Nulla quaestio. Tanto più allorquando si consideri che, per specifica disposizione normativa, allorquando il Governo ritenga che una legge regionale ecceda la competenza della Regione, può promuovere la questione di legittimità costituzionale entro sessanta giorni dalla sua pubblicazione.
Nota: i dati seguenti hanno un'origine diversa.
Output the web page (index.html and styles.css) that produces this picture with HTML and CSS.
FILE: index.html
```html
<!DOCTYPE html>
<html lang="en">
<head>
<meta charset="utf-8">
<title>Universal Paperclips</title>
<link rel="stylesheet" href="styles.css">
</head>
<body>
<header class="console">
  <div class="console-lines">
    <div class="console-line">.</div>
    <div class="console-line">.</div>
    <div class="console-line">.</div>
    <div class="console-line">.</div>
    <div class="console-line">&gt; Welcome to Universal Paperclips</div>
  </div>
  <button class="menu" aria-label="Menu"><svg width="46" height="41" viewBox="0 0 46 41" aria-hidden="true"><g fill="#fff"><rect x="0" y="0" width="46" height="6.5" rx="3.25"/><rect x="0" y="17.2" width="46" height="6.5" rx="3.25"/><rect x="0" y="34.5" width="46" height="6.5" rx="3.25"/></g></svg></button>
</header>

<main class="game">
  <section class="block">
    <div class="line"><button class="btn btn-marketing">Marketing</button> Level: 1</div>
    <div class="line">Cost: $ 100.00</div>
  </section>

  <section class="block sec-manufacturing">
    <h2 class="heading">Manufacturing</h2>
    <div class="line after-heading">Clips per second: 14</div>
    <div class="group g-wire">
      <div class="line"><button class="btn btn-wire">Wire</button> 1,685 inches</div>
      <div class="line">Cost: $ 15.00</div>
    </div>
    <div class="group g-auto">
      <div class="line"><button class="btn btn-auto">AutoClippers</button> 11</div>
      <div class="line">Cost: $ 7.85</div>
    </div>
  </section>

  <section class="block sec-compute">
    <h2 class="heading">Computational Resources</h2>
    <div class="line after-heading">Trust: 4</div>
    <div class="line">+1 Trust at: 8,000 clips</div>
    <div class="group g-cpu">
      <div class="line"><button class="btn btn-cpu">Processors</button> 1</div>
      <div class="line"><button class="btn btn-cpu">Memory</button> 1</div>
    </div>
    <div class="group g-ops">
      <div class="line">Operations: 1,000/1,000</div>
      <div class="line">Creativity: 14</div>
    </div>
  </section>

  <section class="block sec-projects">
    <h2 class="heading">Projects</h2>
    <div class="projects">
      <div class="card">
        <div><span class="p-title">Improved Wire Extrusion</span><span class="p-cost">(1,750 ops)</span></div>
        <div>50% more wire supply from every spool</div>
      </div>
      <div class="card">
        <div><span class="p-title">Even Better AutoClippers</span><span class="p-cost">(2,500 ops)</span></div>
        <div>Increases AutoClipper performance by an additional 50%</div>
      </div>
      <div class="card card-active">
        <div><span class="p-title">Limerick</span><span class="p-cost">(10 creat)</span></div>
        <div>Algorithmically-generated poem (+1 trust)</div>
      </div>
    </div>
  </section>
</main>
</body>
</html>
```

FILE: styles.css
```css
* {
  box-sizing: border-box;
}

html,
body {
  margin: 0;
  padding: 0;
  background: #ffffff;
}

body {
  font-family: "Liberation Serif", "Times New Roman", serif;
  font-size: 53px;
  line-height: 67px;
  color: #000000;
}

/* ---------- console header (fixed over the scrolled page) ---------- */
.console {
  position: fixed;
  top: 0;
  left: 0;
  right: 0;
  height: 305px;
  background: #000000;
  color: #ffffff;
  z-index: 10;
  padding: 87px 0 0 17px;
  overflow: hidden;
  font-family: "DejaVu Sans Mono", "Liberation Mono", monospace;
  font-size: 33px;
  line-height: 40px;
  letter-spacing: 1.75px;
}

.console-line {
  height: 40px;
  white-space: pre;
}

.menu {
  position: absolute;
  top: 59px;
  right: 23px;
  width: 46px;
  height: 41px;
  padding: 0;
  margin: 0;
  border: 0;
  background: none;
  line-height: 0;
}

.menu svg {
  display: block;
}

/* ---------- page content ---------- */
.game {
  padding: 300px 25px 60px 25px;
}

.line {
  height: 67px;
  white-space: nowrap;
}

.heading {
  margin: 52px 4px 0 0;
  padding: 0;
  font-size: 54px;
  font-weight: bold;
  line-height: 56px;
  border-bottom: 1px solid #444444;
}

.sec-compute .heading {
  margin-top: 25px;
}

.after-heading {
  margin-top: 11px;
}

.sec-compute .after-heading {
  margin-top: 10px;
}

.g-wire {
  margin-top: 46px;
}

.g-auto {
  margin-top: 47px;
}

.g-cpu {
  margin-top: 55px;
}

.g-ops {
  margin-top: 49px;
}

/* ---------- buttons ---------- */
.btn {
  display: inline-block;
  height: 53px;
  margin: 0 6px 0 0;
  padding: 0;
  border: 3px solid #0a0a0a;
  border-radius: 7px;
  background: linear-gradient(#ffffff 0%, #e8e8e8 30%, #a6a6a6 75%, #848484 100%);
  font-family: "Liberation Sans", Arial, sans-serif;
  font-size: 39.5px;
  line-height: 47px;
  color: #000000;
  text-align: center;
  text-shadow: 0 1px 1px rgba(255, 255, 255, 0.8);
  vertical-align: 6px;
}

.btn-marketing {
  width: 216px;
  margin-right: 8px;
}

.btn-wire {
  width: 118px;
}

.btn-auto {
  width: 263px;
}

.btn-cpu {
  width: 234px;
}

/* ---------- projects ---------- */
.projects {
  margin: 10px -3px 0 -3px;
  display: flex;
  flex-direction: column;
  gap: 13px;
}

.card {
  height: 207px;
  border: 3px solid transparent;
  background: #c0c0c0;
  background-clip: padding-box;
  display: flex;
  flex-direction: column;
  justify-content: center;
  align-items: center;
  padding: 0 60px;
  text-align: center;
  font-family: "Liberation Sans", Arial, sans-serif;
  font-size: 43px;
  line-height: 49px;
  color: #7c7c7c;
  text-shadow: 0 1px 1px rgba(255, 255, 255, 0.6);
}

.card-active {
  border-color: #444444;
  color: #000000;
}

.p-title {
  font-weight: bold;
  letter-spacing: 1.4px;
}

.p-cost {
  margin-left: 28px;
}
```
Tuttavia, probabilmente, e vista e considerata la recente Riforma Calderoli sulla autonomia differenziata, comportante la ridefinizione dei rapporti Stato-Regioni sul piano delle rispettive competenze, siffatta impugnazione potrebbe (l’uso della formula dubitativa si impone) irrigidire gli scambi dialettici tra il Governo Centrale e quello Regionale Sardo nel caso specifico, e Regionale in generale.
E ancora probabilmente, sarebbe stato forse più utile avviare un confronto politico prodromico, ben diverso dallo strumento del controllo/approvazione preventivo/a, tra i due differenti livelli di governo finalizzato a dirimere ogni sorta di perplessità ponendo in essere apposite dinamiche di coordinamento tra Stato e Regione ed evitare così azioni giudiziarie che potrebbero paralizzare l’attività di gestione del territorio. Dicendolo diversamente, con buona verosimiglianza, l’impugnazione dovrebbe essere la “extrema ratio”. Si darebbe modo alla Regione di godere a pieno della propria autonomia statutaria e di rendere più snella e rapida la propria azione di governo del territorio.
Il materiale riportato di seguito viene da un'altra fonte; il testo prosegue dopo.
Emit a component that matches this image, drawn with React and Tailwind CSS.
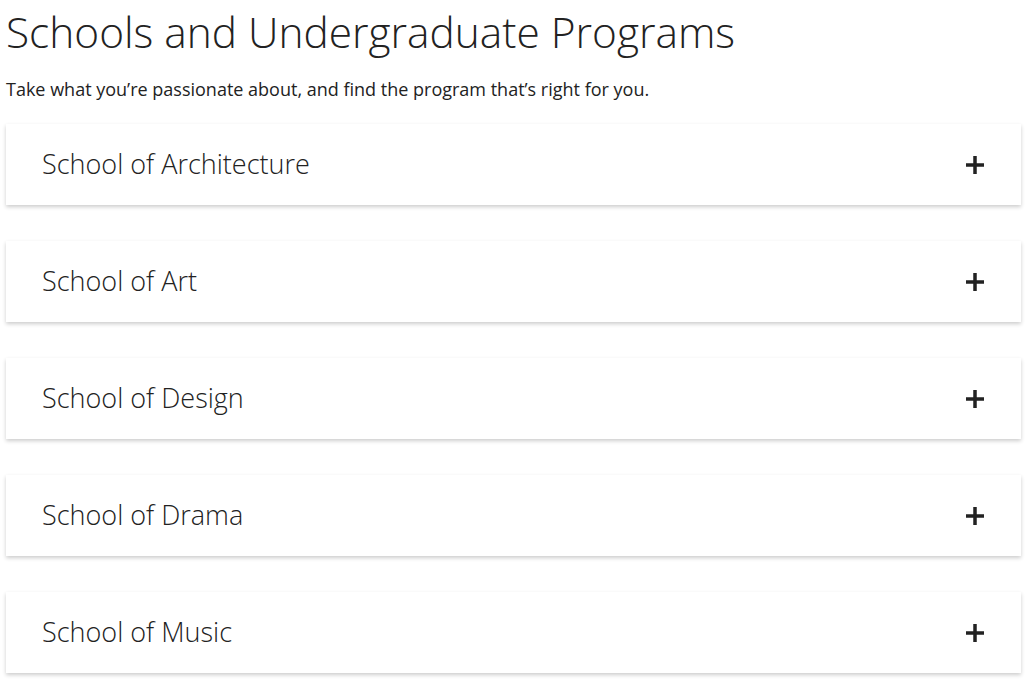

Intanto, perché notoriamente il Paese Italia, si caratterizza per avere un ordinamento cosiddetto di tipo regionale, ben distinto da quello dello Stato federale, siccome fondato su di un sistema incentrato sulla articolata divisione dei poteri tra il centro e la periferia. Quindi, perché il regionalismo propriamente detto, sembrerebbe avere rappresentato e rappresentare ancora oggi l’emblema della dinamica dei rapporti tra le varie realtà territoriali e quella unica statale anche in una ottica di migliore definizione della cosiddetta “questione meridionale” finalizzato a migliorare le sorti economiche e sociali del sud Italia e delle Isole. Infine, perché nelle dinamiche dei rapporti tra Stato e Regioni il confronto politico valorizzerebbe forme di leale e fattiva collaborazione utili a circoscrivere le ipotesi di ricorso da parte dello stesso Governo.